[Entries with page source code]
[start]
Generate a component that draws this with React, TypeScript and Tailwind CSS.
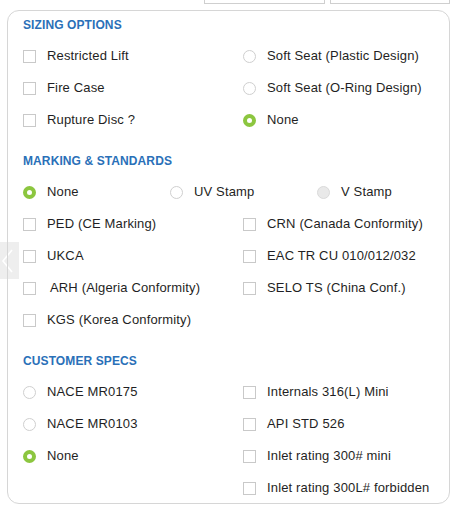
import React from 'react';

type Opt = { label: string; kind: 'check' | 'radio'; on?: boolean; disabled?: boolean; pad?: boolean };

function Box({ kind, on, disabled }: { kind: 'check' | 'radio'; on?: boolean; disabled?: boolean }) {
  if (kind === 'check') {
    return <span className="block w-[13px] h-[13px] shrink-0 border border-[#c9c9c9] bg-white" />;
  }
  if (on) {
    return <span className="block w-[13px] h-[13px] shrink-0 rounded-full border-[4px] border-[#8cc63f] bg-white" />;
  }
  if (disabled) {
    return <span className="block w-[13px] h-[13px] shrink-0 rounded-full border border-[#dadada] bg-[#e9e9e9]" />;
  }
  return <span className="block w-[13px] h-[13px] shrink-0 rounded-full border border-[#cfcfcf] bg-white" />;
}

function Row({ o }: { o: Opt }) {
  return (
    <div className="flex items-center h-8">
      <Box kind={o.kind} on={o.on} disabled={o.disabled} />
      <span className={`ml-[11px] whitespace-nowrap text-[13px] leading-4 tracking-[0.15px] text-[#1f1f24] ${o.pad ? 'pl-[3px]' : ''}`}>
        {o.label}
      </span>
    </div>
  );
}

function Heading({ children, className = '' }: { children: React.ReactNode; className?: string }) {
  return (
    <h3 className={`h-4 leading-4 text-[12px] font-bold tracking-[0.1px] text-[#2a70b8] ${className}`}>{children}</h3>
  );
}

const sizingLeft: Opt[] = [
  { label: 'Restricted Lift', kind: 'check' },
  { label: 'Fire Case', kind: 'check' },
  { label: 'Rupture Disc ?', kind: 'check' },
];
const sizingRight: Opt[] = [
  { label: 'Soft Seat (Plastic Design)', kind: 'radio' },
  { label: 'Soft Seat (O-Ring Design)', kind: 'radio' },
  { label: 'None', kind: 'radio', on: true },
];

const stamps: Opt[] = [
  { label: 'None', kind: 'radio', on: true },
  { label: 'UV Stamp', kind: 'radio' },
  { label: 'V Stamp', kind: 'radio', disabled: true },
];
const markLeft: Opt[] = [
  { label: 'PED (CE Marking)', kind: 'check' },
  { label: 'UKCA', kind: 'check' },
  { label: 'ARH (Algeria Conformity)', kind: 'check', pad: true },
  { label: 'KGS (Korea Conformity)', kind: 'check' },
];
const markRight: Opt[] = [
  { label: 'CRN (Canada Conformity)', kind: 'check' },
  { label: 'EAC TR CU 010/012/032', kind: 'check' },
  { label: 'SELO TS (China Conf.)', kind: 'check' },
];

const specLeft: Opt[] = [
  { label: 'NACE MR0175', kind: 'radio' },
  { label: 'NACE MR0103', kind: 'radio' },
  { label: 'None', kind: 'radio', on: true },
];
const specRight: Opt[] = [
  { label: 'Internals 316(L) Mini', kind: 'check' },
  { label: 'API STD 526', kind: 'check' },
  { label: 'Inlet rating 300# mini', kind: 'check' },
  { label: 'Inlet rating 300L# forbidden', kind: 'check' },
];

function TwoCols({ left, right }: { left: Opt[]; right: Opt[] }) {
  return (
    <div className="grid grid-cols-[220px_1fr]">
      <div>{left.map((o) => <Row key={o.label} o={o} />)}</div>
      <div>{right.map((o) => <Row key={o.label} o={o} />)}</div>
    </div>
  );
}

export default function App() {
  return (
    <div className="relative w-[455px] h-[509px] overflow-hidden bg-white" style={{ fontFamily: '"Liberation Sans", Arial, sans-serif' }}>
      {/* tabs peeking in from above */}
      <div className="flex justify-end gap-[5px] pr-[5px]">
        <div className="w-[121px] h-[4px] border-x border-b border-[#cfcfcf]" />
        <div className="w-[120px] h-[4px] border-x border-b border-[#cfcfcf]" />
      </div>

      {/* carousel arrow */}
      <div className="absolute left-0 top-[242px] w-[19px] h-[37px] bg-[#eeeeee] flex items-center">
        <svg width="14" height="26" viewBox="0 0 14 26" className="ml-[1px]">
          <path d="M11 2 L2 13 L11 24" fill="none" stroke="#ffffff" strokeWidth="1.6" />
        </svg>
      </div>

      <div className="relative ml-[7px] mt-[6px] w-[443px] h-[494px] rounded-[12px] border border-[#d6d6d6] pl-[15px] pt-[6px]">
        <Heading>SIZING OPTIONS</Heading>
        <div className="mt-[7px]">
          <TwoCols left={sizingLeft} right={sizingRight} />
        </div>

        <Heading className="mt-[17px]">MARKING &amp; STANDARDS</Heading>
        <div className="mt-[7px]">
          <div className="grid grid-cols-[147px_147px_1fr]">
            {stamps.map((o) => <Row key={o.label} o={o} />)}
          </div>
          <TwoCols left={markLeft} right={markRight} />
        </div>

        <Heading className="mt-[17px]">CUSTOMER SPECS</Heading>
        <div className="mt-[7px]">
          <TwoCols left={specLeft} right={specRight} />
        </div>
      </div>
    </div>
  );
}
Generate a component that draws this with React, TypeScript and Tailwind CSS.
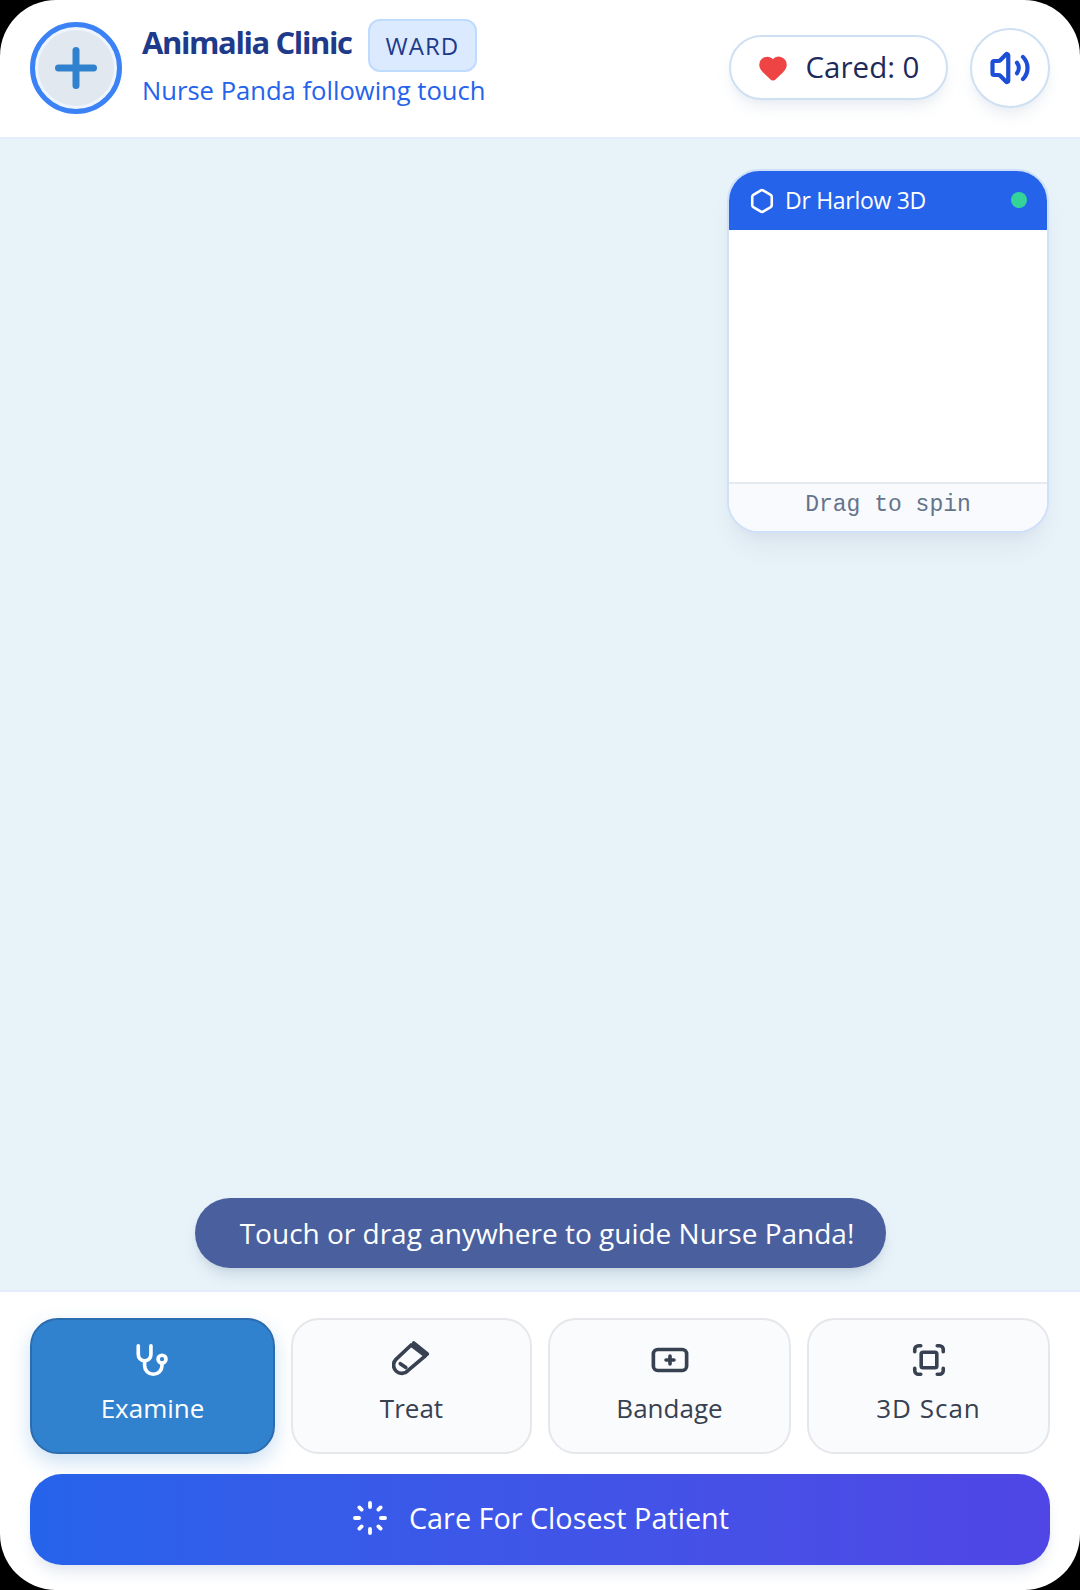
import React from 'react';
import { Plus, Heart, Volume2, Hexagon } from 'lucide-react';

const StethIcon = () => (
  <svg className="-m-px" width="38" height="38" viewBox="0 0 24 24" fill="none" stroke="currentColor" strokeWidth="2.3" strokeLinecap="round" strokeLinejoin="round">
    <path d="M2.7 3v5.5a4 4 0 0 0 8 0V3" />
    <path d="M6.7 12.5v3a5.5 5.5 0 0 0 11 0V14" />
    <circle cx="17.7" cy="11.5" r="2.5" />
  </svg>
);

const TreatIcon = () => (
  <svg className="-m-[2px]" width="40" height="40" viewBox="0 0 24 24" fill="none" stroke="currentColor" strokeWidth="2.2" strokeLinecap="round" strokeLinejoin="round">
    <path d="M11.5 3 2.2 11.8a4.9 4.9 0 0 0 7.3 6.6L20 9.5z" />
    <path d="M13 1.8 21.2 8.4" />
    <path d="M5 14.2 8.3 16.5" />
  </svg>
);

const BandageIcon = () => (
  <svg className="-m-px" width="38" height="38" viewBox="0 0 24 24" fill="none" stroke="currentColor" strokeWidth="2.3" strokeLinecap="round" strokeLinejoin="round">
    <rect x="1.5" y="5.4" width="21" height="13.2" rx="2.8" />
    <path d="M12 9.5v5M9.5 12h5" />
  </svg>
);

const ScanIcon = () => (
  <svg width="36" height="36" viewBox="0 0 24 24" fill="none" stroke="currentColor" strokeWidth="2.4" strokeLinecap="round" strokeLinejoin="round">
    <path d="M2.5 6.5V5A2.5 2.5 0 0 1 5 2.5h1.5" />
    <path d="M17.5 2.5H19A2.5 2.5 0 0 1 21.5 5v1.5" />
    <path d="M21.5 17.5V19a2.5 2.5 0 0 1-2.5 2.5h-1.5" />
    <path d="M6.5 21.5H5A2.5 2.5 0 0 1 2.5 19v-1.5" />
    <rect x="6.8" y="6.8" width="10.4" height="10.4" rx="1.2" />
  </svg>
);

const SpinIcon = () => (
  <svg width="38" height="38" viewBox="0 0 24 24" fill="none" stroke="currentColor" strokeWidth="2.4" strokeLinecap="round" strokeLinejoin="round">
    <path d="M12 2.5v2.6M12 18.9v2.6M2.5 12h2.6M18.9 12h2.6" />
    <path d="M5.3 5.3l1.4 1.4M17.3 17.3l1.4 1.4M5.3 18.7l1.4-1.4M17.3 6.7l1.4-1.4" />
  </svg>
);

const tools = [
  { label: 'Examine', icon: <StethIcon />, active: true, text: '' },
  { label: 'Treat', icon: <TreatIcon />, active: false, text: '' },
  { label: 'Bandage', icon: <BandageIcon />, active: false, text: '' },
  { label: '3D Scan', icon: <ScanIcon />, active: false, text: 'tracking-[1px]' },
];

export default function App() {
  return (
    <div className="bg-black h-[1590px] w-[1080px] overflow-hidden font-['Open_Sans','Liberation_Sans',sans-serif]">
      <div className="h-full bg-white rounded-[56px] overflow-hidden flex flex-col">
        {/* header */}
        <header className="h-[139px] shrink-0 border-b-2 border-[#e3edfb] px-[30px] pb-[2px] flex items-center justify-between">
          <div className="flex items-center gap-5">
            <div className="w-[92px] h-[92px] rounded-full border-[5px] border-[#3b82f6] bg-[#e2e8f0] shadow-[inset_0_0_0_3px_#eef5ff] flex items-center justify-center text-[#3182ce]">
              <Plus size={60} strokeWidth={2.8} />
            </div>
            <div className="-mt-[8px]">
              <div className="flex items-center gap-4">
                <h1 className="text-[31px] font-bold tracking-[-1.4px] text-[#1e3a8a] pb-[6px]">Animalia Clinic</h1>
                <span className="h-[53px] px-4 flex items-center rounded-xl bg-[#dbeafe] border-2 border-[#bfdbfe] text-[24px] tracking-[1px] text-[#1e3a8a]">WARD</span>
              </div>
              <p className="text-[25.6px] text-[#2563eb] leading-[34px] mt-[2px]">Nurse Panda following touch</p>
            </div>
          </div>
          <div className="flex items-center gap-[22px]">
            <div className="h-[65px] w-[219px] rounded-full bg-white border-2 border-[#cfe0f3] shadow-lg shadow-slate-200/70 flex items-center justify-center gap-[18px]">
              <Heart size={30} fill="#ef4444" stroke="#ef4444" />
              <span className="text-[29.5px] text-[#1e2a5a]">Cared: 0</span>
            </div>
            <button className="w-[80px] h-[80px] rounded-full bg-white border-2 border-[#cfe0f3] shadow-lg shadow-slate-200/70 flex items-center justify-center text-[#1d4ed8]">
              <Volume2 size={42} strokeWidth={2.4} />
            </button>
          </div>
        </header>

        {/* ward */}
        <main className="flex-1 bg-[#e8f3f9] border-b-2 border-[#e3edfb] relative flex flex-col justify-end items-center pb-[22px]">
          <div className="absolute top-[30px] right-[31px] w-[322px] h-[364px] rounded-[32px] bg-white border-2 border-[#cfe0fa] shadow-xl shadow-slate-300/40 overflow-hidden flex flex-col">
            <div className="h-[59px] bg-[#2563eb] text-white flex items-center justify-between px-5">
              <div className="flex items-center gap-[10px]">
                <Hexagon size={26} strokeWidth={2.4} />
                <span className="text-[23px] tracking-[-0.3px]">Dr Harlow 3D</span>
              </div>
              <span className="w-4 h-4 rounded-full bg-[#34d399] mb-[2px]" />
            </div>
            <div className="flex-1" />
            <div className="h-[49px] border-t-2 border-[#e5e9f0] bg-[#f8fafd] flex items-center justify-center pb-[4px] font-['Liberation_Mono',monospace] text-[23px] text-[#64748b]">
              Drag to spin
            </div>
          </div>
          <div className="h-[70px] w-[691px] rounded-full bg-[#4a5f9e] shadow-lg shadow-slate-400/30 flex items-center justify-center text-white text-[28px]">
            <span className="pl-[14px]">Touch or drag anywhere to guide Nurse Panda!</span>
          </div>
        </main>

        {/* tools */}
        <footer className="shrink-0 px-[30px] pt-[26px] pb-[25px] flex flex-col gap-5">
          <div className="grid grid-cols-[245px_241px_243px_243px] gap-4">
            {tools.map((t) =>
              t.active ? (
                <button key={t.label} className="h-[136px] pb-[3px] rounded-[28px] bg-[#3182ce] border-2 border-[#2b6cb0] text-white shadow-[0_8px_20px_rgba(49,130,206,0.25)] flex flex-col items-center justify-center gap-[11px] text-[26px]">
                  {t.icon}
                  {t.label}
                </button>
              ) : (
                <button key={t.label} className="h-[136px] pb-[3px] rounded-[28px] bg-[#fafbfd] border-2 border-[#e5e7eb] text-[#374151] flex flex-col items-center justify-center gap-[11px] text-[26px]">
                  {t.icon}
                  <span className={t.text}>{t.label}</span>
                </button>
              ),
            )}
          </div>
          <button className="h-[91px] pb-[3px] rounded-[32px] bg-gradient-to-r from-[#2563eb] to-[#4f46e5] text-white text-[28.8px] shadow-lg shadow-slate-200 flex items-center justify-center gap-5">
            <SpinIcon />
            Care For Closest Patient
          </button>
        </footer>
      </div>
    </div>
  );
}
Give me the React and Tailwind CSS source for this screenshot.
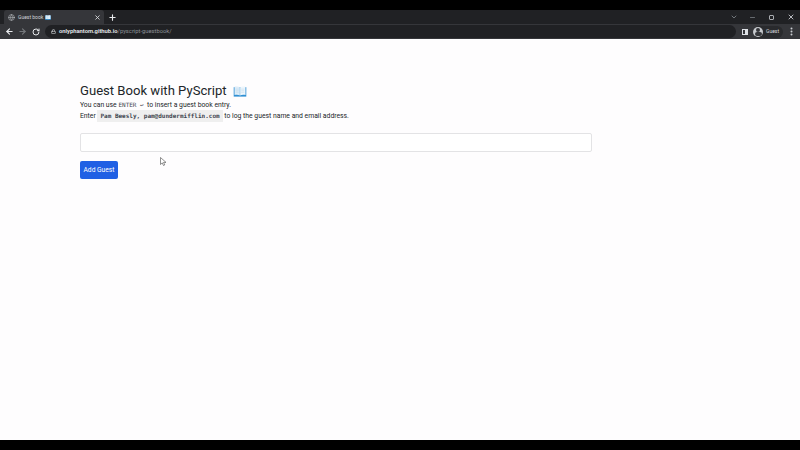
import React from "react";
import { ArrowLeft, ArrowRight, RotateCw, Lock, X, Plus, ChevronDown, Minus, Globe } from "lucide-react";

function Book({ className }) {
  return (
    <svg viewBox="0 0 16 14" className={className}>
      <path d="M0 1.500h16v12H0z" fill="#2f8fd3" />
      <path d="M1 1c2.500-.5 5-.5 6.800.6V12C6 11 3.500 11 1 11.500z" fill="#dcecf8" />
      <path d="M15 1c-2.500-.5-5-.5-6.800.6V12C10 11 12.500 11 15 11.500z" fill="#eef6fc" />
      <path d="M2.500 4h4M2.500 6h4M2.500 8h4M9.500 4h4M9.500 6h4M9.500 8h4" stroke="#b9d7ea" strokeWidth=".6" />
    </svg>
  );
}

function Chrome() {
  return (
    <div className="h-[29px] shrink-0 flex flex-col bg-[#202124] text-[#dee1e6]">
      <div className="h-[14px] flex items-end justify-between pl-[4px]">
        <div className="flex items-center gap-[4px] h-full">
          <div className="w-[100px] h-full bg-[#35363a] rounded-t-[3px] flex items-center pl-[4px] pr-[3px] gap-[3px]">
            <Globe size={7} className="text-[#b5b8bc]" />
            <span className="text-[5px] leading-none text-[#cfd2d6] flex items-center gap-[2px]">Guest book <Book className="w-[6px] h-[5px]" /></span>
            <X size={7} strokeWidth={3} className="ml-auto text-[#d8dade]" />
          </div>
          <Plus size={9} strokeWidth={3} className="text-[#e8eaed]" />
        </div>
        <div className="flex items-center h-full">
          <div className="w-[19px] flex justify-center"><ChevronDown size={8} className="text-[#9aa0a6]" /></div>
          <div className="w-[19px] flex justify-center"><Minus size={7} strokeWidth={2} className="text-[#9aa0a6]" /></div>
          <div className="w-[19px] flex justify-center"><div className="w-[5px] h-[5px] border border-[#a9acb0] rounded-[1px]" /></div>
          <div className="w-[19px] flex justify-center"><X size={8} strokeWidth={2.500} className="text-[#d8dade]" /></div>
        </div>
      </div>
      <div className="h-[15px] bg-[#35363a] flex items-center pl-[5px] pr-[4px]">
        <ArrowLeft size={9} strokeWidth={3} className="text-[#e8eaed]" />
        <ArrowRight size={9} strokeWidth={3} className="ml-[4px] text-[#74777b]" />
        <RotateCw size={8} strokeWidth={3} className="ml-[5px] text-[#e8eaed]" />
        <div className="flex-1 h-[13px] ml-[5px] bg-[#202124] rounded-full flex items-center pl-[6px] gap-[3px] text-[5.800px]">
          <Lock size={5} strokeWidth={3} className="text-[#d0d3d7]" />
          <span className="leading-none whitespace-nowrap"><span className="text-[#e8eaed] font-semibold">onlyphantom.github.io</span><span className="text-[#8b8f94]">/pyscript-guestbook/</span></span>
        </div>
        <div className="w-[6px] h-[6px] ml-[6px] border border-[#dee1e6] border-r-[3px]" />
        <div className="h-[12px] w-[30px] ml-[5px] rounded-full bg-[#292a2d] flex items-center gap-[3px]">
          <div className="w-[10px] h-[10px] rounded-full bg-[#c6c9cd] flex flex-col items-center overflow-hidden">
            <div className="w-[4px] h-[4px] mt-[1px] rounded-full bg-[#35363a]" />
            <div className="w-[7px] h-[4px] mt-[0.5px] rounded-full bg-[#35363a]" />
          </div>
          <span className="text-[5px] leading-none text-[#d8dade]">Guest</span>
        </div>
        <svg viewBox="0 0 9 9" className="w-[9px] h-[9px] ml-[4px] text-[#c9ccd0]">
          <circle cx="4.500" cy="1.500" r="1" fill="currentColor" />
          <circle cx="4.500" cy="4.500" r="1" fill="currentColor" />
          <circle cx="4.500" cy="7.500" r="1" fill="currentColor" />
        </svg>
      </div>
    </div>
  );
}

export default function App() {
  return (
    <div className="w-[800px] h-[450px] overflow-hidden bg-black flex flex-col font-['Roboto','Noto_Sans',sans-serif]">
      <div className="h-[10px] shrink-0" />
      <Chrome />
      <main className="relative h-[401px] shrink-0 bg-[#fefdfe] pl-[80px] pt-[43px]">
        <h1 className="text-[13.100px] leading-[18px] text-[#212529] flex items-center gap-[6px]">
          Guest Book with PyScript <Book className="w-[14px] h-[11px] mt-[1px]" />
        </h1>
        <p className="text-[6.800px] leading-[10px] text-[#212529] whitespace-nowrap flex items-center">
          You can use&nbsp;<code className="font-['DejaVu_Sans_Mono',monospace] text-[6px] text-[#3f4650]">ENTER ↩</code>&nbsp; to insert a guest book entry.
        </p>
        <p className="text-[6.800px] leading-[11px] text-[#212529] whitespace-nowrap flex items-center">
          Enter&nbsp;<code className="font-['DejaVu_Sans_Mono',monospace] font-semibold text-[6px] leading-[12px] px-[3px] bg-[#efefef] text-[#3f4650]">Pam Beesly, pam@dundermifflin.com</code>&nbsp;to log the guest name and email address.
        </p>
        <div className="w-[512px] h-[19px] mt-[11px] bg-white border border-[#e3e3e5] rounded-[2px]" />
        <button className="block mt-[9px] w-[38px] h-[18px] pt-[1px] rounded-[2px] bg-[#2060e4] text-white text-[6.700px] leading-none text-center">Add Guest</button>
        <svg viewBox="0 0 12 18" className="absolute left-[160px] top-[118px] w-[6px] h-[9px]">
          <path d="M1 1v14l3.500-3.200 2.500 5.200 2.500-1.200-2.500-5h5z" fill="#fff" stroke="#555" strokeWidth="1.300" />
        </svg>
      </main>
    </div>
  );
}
[end]
--- INSTRUCTION ---
Restate the data word for word from its first line through the line with "string; kind: 'check'", leaving out any picture along the way.

--- ANSWER TO THIS EXERCISE ---
Generate a component that draws this with React, TypeScript and Tailwind CSS.
import React from 'react';

type Opt = { label: string; kind: 'check' | 'radio'; on?: boolean; disabled?: boolean; pad?: boolean };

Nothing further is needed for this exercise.